During Joseph’s times in the Egyptian Empire, a famine was weaponized by the ruling elite to seize the people of their money, livestock, land and their own freedom. By the end of that famine, the wealth of Egypt was transferred from the hands of the people to those of a very few at the top in the Pharaoh’s family. When Yahweh frees his people from this oppressive Egyptian Empire and sets them up as an alternate society, he obviously is not favor of such concentration of wealth. He decrees debt cancelations during the Sabbath years (Deut 15:1-7) and property restorations every 50 years at the Jubilee (Leviticus 25:25-28). Irrespective of whether the debt is paid back or not, the property goes back to its original owner in this recurring cycle. A reset and a redistribution every 50 years. Yahweh’s goal is obvious - the Earth and her riches are to be shared by all humans. Wealth should not get concentrated in the hands of a few in society. Later, under the oppressive Roman Empire, where wealth is hoarded up by Caesar, his client kings and the ruling elite, Jesus rails against it and makes definitive statements against the rich (Luke 6:20; 9:25) and even highlights the difficulty of anyone wealthy entering the Empire of Yahweh (Matthew 19:24). Very much like his father, this son favors the downtrodden and the poor, not the rich and the powerful.
Yahweh in modern times is portrayed as a god obsessed with sacrifices and rituals. But the Scriptures show us a different Yahweh.
"With what shall I come before Yahweh and bow down before the exalted God? Shall I come before him with burnt offerings, with calves a year old? Will Yahweh be pleased with thousands of rams, with ten thousand rivers of olive oil? He has shown you, O mortal, what is good. And what does Yahweh require of you? To act justly and to love mercy and to walk humbly with your God."
Micah 6:6-8
"Stop bringing meaningless offerings! Your incense is detestable to me. I cannot bear your worthless assemblies. Your New Moon feasts and your appointed festivals I hate with all my being. They have become a burden to me; I am weary of bearing them. Wash and make yourselves clean. Take your evil deeds out of my sight; stop doing wrong. Learn to do right; seek justice. Defend the oppressed. Take up the cause of the fatherless; plead the case of the widow."
Isaiah 1:12-17
Most gods in ancient times are known to take the side of the ruling elite and to be all about the welfare of those in power. Yahweh, on the other hand, time and again shows himself aligned with the oppressed and the most vulnerable in the society - the widow, the orphan and the foreigner.

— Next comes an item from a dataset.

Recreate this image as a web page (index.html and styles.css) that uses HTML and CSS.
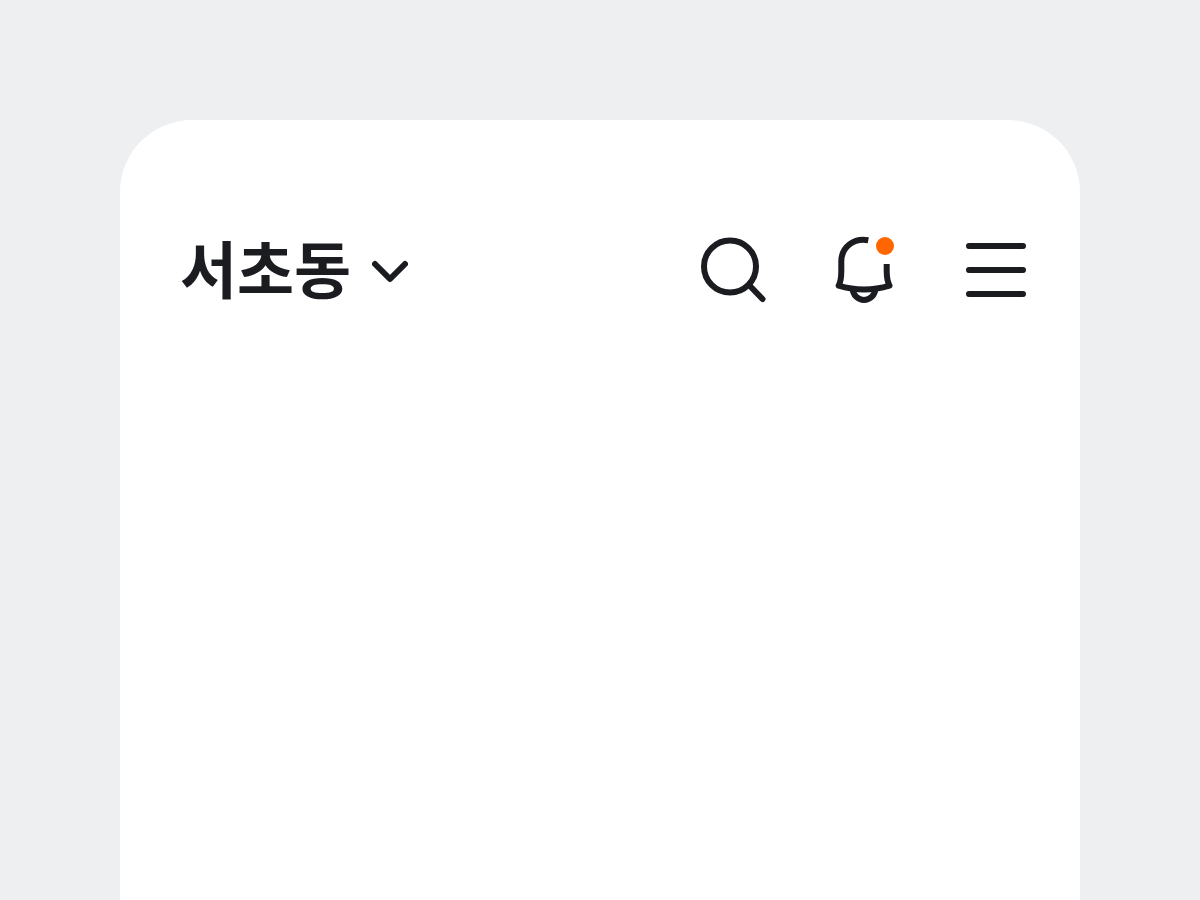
FILE: index.html
```html
<!DOCTYPE html>
<html lang="ko">
<head>
<meta charset="utf-8">
<meta name="viewport" content="width=device-width, initial-scale=1">
<title>서초동</title>
<link rel="stylesheet" href="styles.css">
</head>
<body>
<main class="screen">
  <header class="topbar">
    <button class="location" type="button" aria-haspopup="true">
      <span class="location-name">서초동</span>
      <svg class="chevron" viewBox="0 0 36 24" aria-hidden="true"><path d="M3 4 18 19 33 4"/></svg>
    </button>
    <nav class="actions" aria-label="메뉴">
      <button class="action" type="button" aria-label="검색">
        <svg class="icon" viewBox="0 0 72 72" aria-hidden="true"><circle cx="34" cy="32.500" r="26"/><path d="M53.500 51.500 66.500 65"/></svg>
      </button>
      <button class="action" type="button" aria-label="알림">
        <svg class="icon" viewBox="0 0 72 72" aria-hidden="true"><path class="butt" d="M40.300 6.200C26 3.500 13.300 13 13.300 27.500V37C13.300 43 12.800 47.500 10.700 51.700Q36 59.500 61.500 51.700C59.400 47.500 58.700 42 58.700 37V30"/><path class="butt" d="M24.800 54.800A11.200 11.200 0 0 0 47.200 54.800"/><circle class="dot" cx="57" cy="12" r="9"/></svg>
      </button>
      <button class="action" type="button" aria-label="전체 메뉴">
        <svg class="icon" viewBox="0 0 72 72" aria-hidden="true"><path d="M9 12H63M9 36H63M9 60H63"/></svg>
      </button>
    </nav>
  </header>
</main>
</body>
</html>
```
FILE: styles.css
```css
* { box-sizing: border-box; }
body { margin: 0; background: #edeff1; font-family: "Noto Sans CJK KR", sans-serif; color: #1a1c20; }
.screen { min-height: calc(100vh - 120px); margin: 120px 10% 0; background: #fff; border-radius: 72px 72px 0 0; }
.topbar { display: flex; align-items: center; justify-content: space-between; padding: 108px 48px 0 60px; }
button { padding: 0; border: 0; background: none; color: inherit; font: inherit; cursor: pointer; }
.location { display: flex; align-items: flex-start; gap: 21px; height: 84px; }
.location-name { font-size: 62px; font-weight: 700; line-height: 78px; }
svg { display: block; fill: none; stroke: currentColor; stroke-width: 6; stroke-linecap: round; stroke-linejoin: round; }
.chevron { width: 36px; height: 24px; margin-top: 32px; }
.actions { display: flex; gap: 60px; }
.icon { width: 72px; height: 72px; }
.butt { stroke-linecap: butt; }
.dot { fill: #ff6600; stroke: none; }
```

For Yahweh, your God is God of gods and Lord of lords, the great God, mighty and awesome, who shows no partiality and accepts no bribes. He defends the cause of the fatherless and the widow, and loves the foreigner residing among you, giving them food and clothing. And you are to love those who are foreigners, for you yourselves were foreigners in Egypt.
Deuteronomy 10:17-18
Throughout history, all around Israel, Empires of Men, as decreed by their gods, enrich themselves by exploiting the weak, oppressing the masses, and dividing people, setting up an “us vs the other” mentality. But Yahweh sets the rules of his society in Israel as the polar opposite of those imperial systems. His commandments in the Mosaic Law are uniquely designed that way. He demands the strong protect the weak, the people love their neighbor as their own selves, seek justice, show mercy, and defend the cause of the widow, the fatherless, and the migrant – the ‘others’ of the society. Yahweh is always on the side of the “others”. He is the God of the other.
And Jesus, in his actions and words, manifests this distinguishing quality of Yahweh. Throughout his ministry, Jesus embraces the vulnerable in the society, whether it be women or outcasts, lepers or the mentally ill, the poor or the non-natives. When the elite accuse him of associating with these “others”, Jesus quotes Yahweh’s prophet Hosea “Go and learn what this means: ‘I desire mercy, not sacrifice’” (Hosea 6:6, Matthew 9:13).
The religious aristocracy take note of this and label Jesus “a glutton, a drunkard, a friend of sinners” (Luke 7:34), “a Samaritan (foreigner) and demon-possessed” (John 8:48). As Jesus follows Yahweh’s anti-imperial motif in associating with those othered by the Empire, the imperial aristocrats sense the danger and attempt to other Jesus himself. In the Empire of Yahweh that Jesus preaches, those othered by the Empires of Men will finally get justice, joy and peace. That is the crux of his famous Sermon on the Mount (Matthew 5:1-10) – a sermon delivered by a loyal son following the footsteps of his trailblazing father.